Earlier, in public testimony, Livable City
Executive Director Tom Radulovich, a member of the Transit Justice Coalition, reminded the Board that the City Charter
demands that the MTA come up with new sources of revenue.

“The City Charter says this body, the MTA
Board, shall diligently seek
new sources of revenue for this agency,” he said. “We need to be strategic when
thinking about revenue. We can’t just do it in the months leading up to
a budget adoption.”

MTA directors, if they wanted to, could take their case directly to the voters, but they’ve refused to do that. Last year, they rejected a set of recommendations for tax increases to fund the MTA, including raising the utility users tax. And they haven’t bothered to seriously consider “out of the box” ideas, like charging a fee for residential curb cuts.

The MTA, under pressure from the Mayor’s office, also nixed a plan to raise parking citation fines, which would have generated $4.8 million in much needed revenue. Directors have also not been aggressive about cost-saving service improvements the MTA could easily implement under the declaration of fiscal emergency it voted for yesterday — such as rolling out bus stop spacing recommendations now instead of later, or as Radulovich suggested, painting bus lanes so drivers get a clear message they are only for transit.

Part of the problem is the MTA Board is only part-time. Each member gets paid $150 a meeting. Some advocates and electeds, including Supervisor Ross Mirkarimi, have said it might be time to consider having the MTA Board elected. No member of the current MTA Board has offered up a single measure, something each director has the power to do.

Many of the proposals that have emerged from staff — namely fare hikes and service cuts — are not sitting well with the public, or with Board of Supervisors President David Chiu, who has introduced a resolution (PDF) that threatens to derail the final MTA budget. Supes have the power to reject the budget with a super majority vote of seven members.

Radulovich points out that not sending MTA Executive Nat Ford or CFO Sonali Bose to the Budget and Finance Committee hearing on work orders “showed a real contempt for the Board of Supes.”

“They really set it up for some kind of confrontation with the Board,” he said. “But at this point I have a little more confidence in the Board of Supervisors than I do with the MTA Board. Hopefully, they’ll fix it. We’ll see.”

  • rzu

    You are right that the MTA board is no stranger to the issues of underfunded transit. Unfortunately, the so-called “Blue Ribbon” panel that the mayor convened way back in 2007 to examine MUNI’s funding problems failed to come up with any solutions. In fact, they did little other than take options that were politically unpalatable to the mayor’s allies off the table.

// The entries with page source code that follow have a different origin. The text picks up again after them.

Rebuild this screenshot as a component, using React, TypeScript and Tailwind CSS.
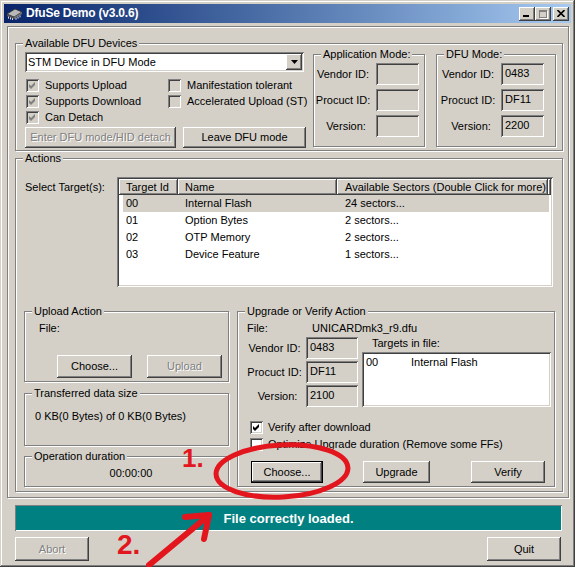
import React from "react";

const raised =
  "bg-[#d4d0c8] shadow-[inset_-1px_-1px_#404040,inset_1px_1px_#fff,inset_-2px_-2px_#808080,inset_2px_2px_#d4d0c8]";
const sunken =
  "shadow-[inset_1px_1px_#808080,inset_-1px_-1px_#fff,inset_2px_2px_#404040,inset_-2px_-2px_#d4d0c8]";
const etched = "border border-[#808080] shadow-[1px_1px_0_#fff,inset_1px_1px_0_#fff]";
const dim = "text-[#808080] [text-shadow:1px_1px_0_#fff]";

type Kids = { children?: React.ReactNode; className?: string };

function Group({ label, className = "", children }: Kids & { label?: string }) {
  return (
    <div className={`relative shrink-0 ${etched} ${className}`}>
      {label && (
        <span className="absolute left-[7px] top-[-7px] whitespace-nowrap bg-[#d4d0c8] px-[2px] leading-[13px]">
          {label}
        </span>
      )}
      {children}
    </div>
  );
}

function Btn({
  children,
  className = "",
  disabled = false,
  def = false,
}: Kids & { disabled?: boolean; def?: boolean }) {
  return (
    <button
      type="button"
      className={`flex shrink-0 items-center justify-center ${raised} ${def ? "border border-black" : ""} ${
        disabled ? dim : "text-black"
      } ${className}`}
    >
      {children}
    </button>
  );
}

function Check({ checked = false, disabled = false }: { checked?: boolean; disabled?: boolean }) {
  return (
    <div
      className={`flex h-[13px] w-[13px] shrink-0 items-center justify-center ${sunken} ${
        disabled ? "bg-[#d4d0c8]" : "bg-white"
      }`}
    >
      {checked && (
        <svg width="7" height="7" viewBox="0 0 7 7">
          <path d="M0 2 L2 4 L6 0 L6 3 L2 7 L0 5 Z" fill={disabled ? "#808080" : "#000"} />
        </svg>
      )}
    </div>
  );
}

function Field({ value = "", className = "" }: { value?: string; className?: string }) {
  return (
    <div className={`h-[22px] shrink-0 bg-[#d4d0c8] pl-[4px] pt-[4px] ${sunken} ${className}`}>{value}</div>
  );
}

function ModeFields({ values }: { values: string[] }) {
  const names = ["Vendor ID:", "Procuct ID:", "Version:"];
  return (
    <div className="flex flex-col gap-[4px] pt-[8px]">
      {names.map((n, i) => (
        <div key={n} className="flex items-center">
          <div className={`w-[56px] text-center ${i === 2 ? "pl-[6px]" : ""}`}>{n}</div>
          <Field value={values[i]} className="ml-[5px] w-[43px]" />
        </div>
      ))}
    </div>
  );
}

const targets = [
  ["00", "Internal Flash", "24 sectors..."],
  ["01", "Option Bytes", "2 sectors..."],
  ["02", "OTP Memory", "2 sectors..."],
  ["03", "Device Feature", "1 sectors..."],
];

function ChipIcon() {
  return (
    <svg width="17" height="13" viewBox="0 0 17 13">
      <polygon points="1,7 9,2 16,5 8,10" fill="#b8b8b8" stroke="#303030" strokeWidth="0.8" />
      <polygon points="1,7 8,10 8,12 1,9" fill="#505050" />
      <polygon points="8,10 16,5 16,7 8,12" fill="#707070" />
      <g stroke="#e0e0e0" strokeWidth="1">
        <line x1="2.5" y1="9.6" x2="2.5" y2="11.6" />
        <line x1="4.5" y1="10.4" x2="4.5" y2="12.4" />
        <line x1="6.5" y1="11.2" x2="6.5" y2="13" />
        <line x1="10" y1="10.8" x2="10" y2="12.8" />
        <line x1="12" y1="9.6" x2="12" y2="11.6" />
        <line x1="14" y1="8.4" x2="14" y2="10.4" />
      </g>
    </svg>
  );
}

function TitleBar() {
  return (
    <div className="flex h-[19px] items-center bg-linear-to-r from-[#0a246a] to-[#a6caf0] pl-[2px] pr-[2px]">
      <ChipIcon />
      <span className="ml-[3px] text-[12px] font-bold tracking-[-0.2px] text-white">DfuSe Demo (v3.0.6)</span>
      <div className="ml-auto flex items-center">
        <div className={`relative h-[14px] w-[16px] ${raised}`}>
          <div className="absolute left-[4px] top-[8px] h-[2px] w-[6px] bg-black" />
        </div>
        <div className={`relative h-[14px] w-[16px] ${raised}`}>
          <div className="absolute left-[4px] top-[3px] h-[8px] w-[8px] border border-t-2 border-[#808080] shadow-[1px_1px_0_#fff]" />
        </div>
        <div className={`ml-[2px] flex h-[14px] w-[16px] items-center justify-center ${raised}`}>
          <svg width="8" height="7" viewBox="0 0 8 7">
            <path d="M0.5 0 L7.5 7 M7.5 0 L0.5 7" stroke="#000" strokeWidth="1.6" />
          </svg>
        </div>
      </div>
    </div>
  );
}

function DevicesGroup() {
  return (
    <Group label="Available DFU Devices" className="h-[108px] w-[548px]">
      <div className="flex pl-[9px] pt-[8px]">
        <div className="flex w-[281px] shrink-0 flex-col">
          <div className={`flex h-[20px] w-[279px] items-center bg-white pl-[3px] pr-[2px] ${sunken}`}>
            <span>STM Device in DFU Mode</span>
            <div className={`ml-auto flex h-[16px] w-[16px] items-center justify-center ${raised}`}>
              <svg width="7" height="4" viewBox="0 0 7 4">
                <polygon points="0,0 7,0 3.5,4" fill="#000" />
              </svg>
            </div>
          </div>
          <div className="mt-[5px] grid grid-cols-[143px_1fr]">
            <div className="flex h-[16px] items-center gap-[6px] pl-[1px]">
              <Check checked disabled />
              <span>Supports Upload</span>
            </div>
            <div className="flex h-[16px] items-center gap-[6px]">
              <Check disabled />
              <span>Manifestation tolerant</span>
            </div>
            <div className="flex h-[16px] items-center gap-[6px] pl-[1px]">
              <Check checked disabled />
              <span>Supports Download</span>
            </div>
            <div className="flex h-[16px] items-center gap-[6px]">
              <Check disabled />
              <span className="whitespace-nowrap">Accelerated Upload (ST)</span>
            </div>
            <div className="flex h-[16px] items-center gap-[6px] pl-[1px]">
              <Check checked disabled />
              <span>Can Detach</span>
            </div>
          </div>
          <div className="mt-[2px] flex gap-[7px]">
            <Btn disabled className="h-[21px] w-[151px]">
              Enter DFU mode/HID detach
            </Btn>
            <Btn className="h-[21px] w-[123px]">Leave DFU mode</Btn>
          </div>
        </div>
        <Group label="Application Mode:" className="ml-[7px] mt-[2px] h-[93px] w-[112px]">
          <div className="pl-[1px]">
            <ModeFields values={["", "", ""]} />
          </div>
        </Group>
        <Group label="DFU Mode:" className="ml-[11px] mt-[2px] h-[93px] w-[120px]">
          <div className="pl-[3px]">
            <ModeFields values={["0483", "DF11", "2200"]} />
          </div>
        </Group>
      </div>
    </Group>
  );
}

function TargetList() {
  return (
    <div className={`flex h-[110px] w-[436px] shrink-0 flex-col bg-white p-[2px] ${sunken}`}>
      <div className="flex h-[16px] shrink-0">
        <div className={`flex w-[59px] items-center pl-[7px] ${raised}`}>Target Id</div>
        <div className={`flex w-[159px] items-center pl-[7px] ${raised}`}>Name</div>
        <div className={`flex w-[211px] items-center whitespace-nowrap pl-[8px] ${raised}`}>
          Available Sectors (Double Click for more)
        </div>
        <div className={`flex-1 ${raised}`} />
      </div>
      {targets.map((t, i) => (
        <div key={t[0]} className={`ml-[4px] flex h-[17px] w-[426px] items-center ${i === 0 ? "bg-[#d4d0c8]" : ""}`}>
          <div className="w-[55px] pl-[3px]">{t[0]}</div>
          <div className="w-[159px] pl-[7px]">{t[1]}</div>
          <div className="pl-[8px]">{t[2]}</div>
        </div>
      ))}
    </div>
  );
}

function UpgradeGroup() {
  const rows: [string, string, string][] = [
    ["Vendor ID:", "0483", ""],
    ["Procuct ID:", "DF11", ""],
    ["Version:", "2100", "pl-[6px]"],
  ];
  return (
    <Group label="Upgrade or Verify Action" className="h-[176px] w-[318px]">
      <div className="flex pl-[9px] pt-[10px]">
        <span className="w-[65px]">File:</span>
        <span>UNICARDmk3_r9.dfu</span>
      </div>
      <div className="mt-[2px] flex pl-[9px]">
        <div className="flex flex-col gap-[2px]">
          {rows.map(([n, v, c]) => (
            <div key={n} className="flex items-center">
              <div className={`w-[55px] text-center ${c}`}>{n}</div>
              <Field value={v} className="ml-[4px] w-[52px]" />
            </div>
          ))}
        </div>
        <div className="ml-[4px] flex flex-col">
          <span className="pl-[10px]">Targets in file:</span>
          <div className={`mt-[2px] h-[55px] w-[189px] bg-white p-[2px] ${sunken}`}>
            <div className="flex h-[15px] items-center pl-[2px] pt-[2px]">
              <span className="w-[45px]">00</span>
              <span>Internal Flash</span>
            </div>
          </div>
        </div>
      </div>
      <div className="mt-[12px] flex h-[17px] items-center gap-[5px] pl-[12px]">
        <Check checked />
        <span>Verify after download</span>
      </div>
      <div className="flex h-[17px] items-center gap-[5px] pl-[12px]">
        <Check />
        <span>Optimize Upgrade duration (Remove some FFs)</span>
      </div>
      <div className="mt-[8px] flex pl-[13px]">
        <Btn def className="h-[22px] w-[72px]">
          Choose...
        </Btn>
        <Btn className="ml-[40px] h-[22px] w-[67px]">Upgrade</Btn>
        <Btn className="ml-[41px] h-[22px] w-[74px]">Verify</Btn>
      </div>
    </Group>
  );
}

function ActionsGroup() {
  return (
    <Group label="Actions" className="mt-[7px] h-[334px] w-[548px]">
      <div className="flex pl-[9px] pt-[18px]">
        <div className="w-[92px] shrink-0 pt-[4px]">Select Target(s):</div>
        <TargetList />
      </div>
      <div className="mt-[24px] flex gap-[8px] pl-[8px]">
        <div className="flex w-[205px] shrink-0 flex-col">
          <Group label="Upload Action" className="h-[71px] w-[205px]">
            <div className="pl-[14px] pt-[10px]">File:</div>
            <div className="mt-[20px] flex gap-[15px] pl-[32px]">
              <Btn className="h-[23px] w-[75px]">Choose...</Btn>
              <Btn disabled className="h-[23px] w-[75px]">
                Upload
              </Btn>
            </div>
          </Group>
          <Group label="Transferred data size" className="mt-[11px] h-[53px] w-[205px]">
            <div className="pl-[10px] pt-[16px]">0 KB(0 Bytes) of 0 KB(0 Bytes)</div>
          </Group>
          <Group label="Operation duration" className="mt-[10px] h-[31px] w-[205px]">
            <div className="pl-[9px] pt-[10px] text-center">00:00:00</div>
          </Group>
        </div>
        <UpgradeGroup />
      </div>
    </Group>
  );
}

function Annotations() {
  return (
    <div className="pointer-events-none absolute inset-0">
      <svg width="575" height="567" className="absolute left-0 top-0">
        <ellipse
          cx="282"
          cy="471"
          rx="66"
          ry="26"
          fill="none"
          stroke="#e3161e"
          strokeWidth="5"
          transform="rotate(-3 282 471)"
        />
        <g stroke="#e3161e" strokeWidth="6" strokeLinecap="round" fill="none">
          <line x1="149" y1="565" x2="208" y2="516" />
          <line x1="185" y1="517" x2="209" y2="515" />
          <line x1="209" y1="515" x2="204" y2="539" />
        </g>
      </svg>
      <div className="absolute left-[182px] top-[443px] text-[26px] font-bold leading-[30px] text-[#e3161e]">1.</div>
      <div className="absolute left-[117px] top-[529px] text-[28px] font-bold leading-[32px] text-[#e3161e]">2.</div>
    </div>
  );
}

export default function App() {
  return (
    <div className="relative h-[567px] w-[575px] overflow-hidden font-['Liberation_Sans',Arial,sans-serif] text-[11px] leading-[13px] text-black">
      <div className="h-[567px] w-[575px] bg-[#d4d0c8] px-[4px] pt-[4px] shadow-[inset_-1px_-1px_#404040,inset_1px_1px_#d4d0c8,inset_-2px_-2px_#808080,inset_2px_2px_#fff]">
        <TitleBar />
        <div className={`ml-[3px] mt-[3px] h-[472px] w-[562px] pl-[7px] pt-[16px] ${etched}`}>
          <DevicesGroup />
          <ActionsGroup />
        </div>
        <div className="ml-[11px] mt-[7px] flex h-[26px] w-[547px] items-center justify-center bg-[#008080] text-[13px] font-bold text-white shadow-[inset_1px_1px_#808080,inset_-1px_-1px_#fff]">
          File correctly loaded.
        </div>
        <div className="ml-[11px] mt-[6px] flex w-[546px] justify-between">
          <Btn disabled className="h-[24px] w-[74px]">
            Abort
          </Btn>
          <Btn className="h-[24px] w-[74px]">Quit</Btn>
        </div>
      </div>
      <Annotations />
    </div>
  );
}
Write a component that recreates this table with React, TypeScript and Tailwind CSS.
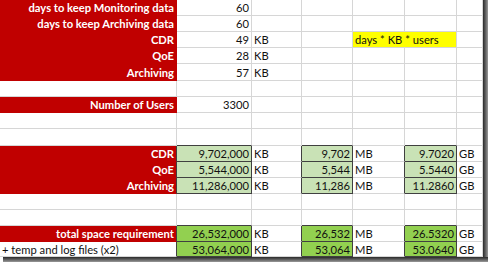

    I attended a few of the panel’s meetings toward the end of their process and was appaled by the lack of vision. I wrote this article about it over a year ago and am sad to see that little has changed:

    http://www.beyondchron.org/news/index.php?itemid=5458

    Except one thing … amid the balloning city-wide (indeed state- and nation-wide as well) budget crisis, activists have lost their focus on MUNI issues and have been unable to articulate a way forward independent of the MTA. The idea of an elected MTA body is a good one, as activists seem to be better at focusing on winning elections, and an elected body is much easier to keep accountable.

  • Progressives are good at winning district supervisor elections in progressive districts with good candidates.

    Some progressives and environmentalists are good at winning citywide ballot measure campaigns sometimes.

    Any ballot measure needs to be well thought out beforehand and have a substantial coalition behind it with a proven track record of winning elections.

    Cobbling crap together during the contrived Charter Amendment process that gave us Prop A is not a good idea if we want to win.

    IIRC Prop A started at 55% +-2.5% and ended up at 55% with no significant campaign against it.

    -marc

  • So before this talk of electing the MTA board goes too far, there are alternatives that combine elections and appointments. In New York, the MTA board has several non-voting members including the Citizens Advisory Council and label.

    Down south, Los Angeles’ MTA board is made up of 14 members including 5 members of the board of supervisors, the LA city mayor, 2 LA city council members, 4 representatives selected from different sectors of the county excluding the city of LA itself, and one non-voting member appointed by the governor. They also make $150 pre meeting, but have also merged their funding authority with the transit agency to cut out a lot of wasted time, energy and money taken in the back and forth.

    Here, the SFMTA is separate from the County Transit Authority (CTA, or TA, our other transit agency) which has a board made up of the SF board of Supervisors and takes away a lot of funding that could go to Muni and f MTA projects like the bike program in order to fund their own projects (like Geary and Van Ness BRT, those endless studies of Market Street, etc.) or the money just gets sucked up by all the time, staff, outside consultants, and all the other resources it takes on both sides to actually get the money directed to the SFMTA to them.

  • rzu

    I agree that there are a lot of potential negatives with an elected board. All I’m saying is that the current set up is not working particularly well and we need to start talking alternatives.

  • We have negatives with the current appointment system, I worry that in reaction we’d go to another extreme and the conversation will become polarized.

    I’m very curious about how different arrangements have worked out. The LAMTA has adjusted their board makeup at least once since the merger, but I also find them appealing because they put a strong emphasis on customer service and the customer experience and seem willing to make the expensive investments up front that take a while to pay off. Just look at any of the Streetfilms about LA, but that board setup may not be the right one for us.

  • i’m trying to determine an estimate for how many hours a week tom nolan and other board members put in, carrying out their official SFMTA duties. do you have such an estimate?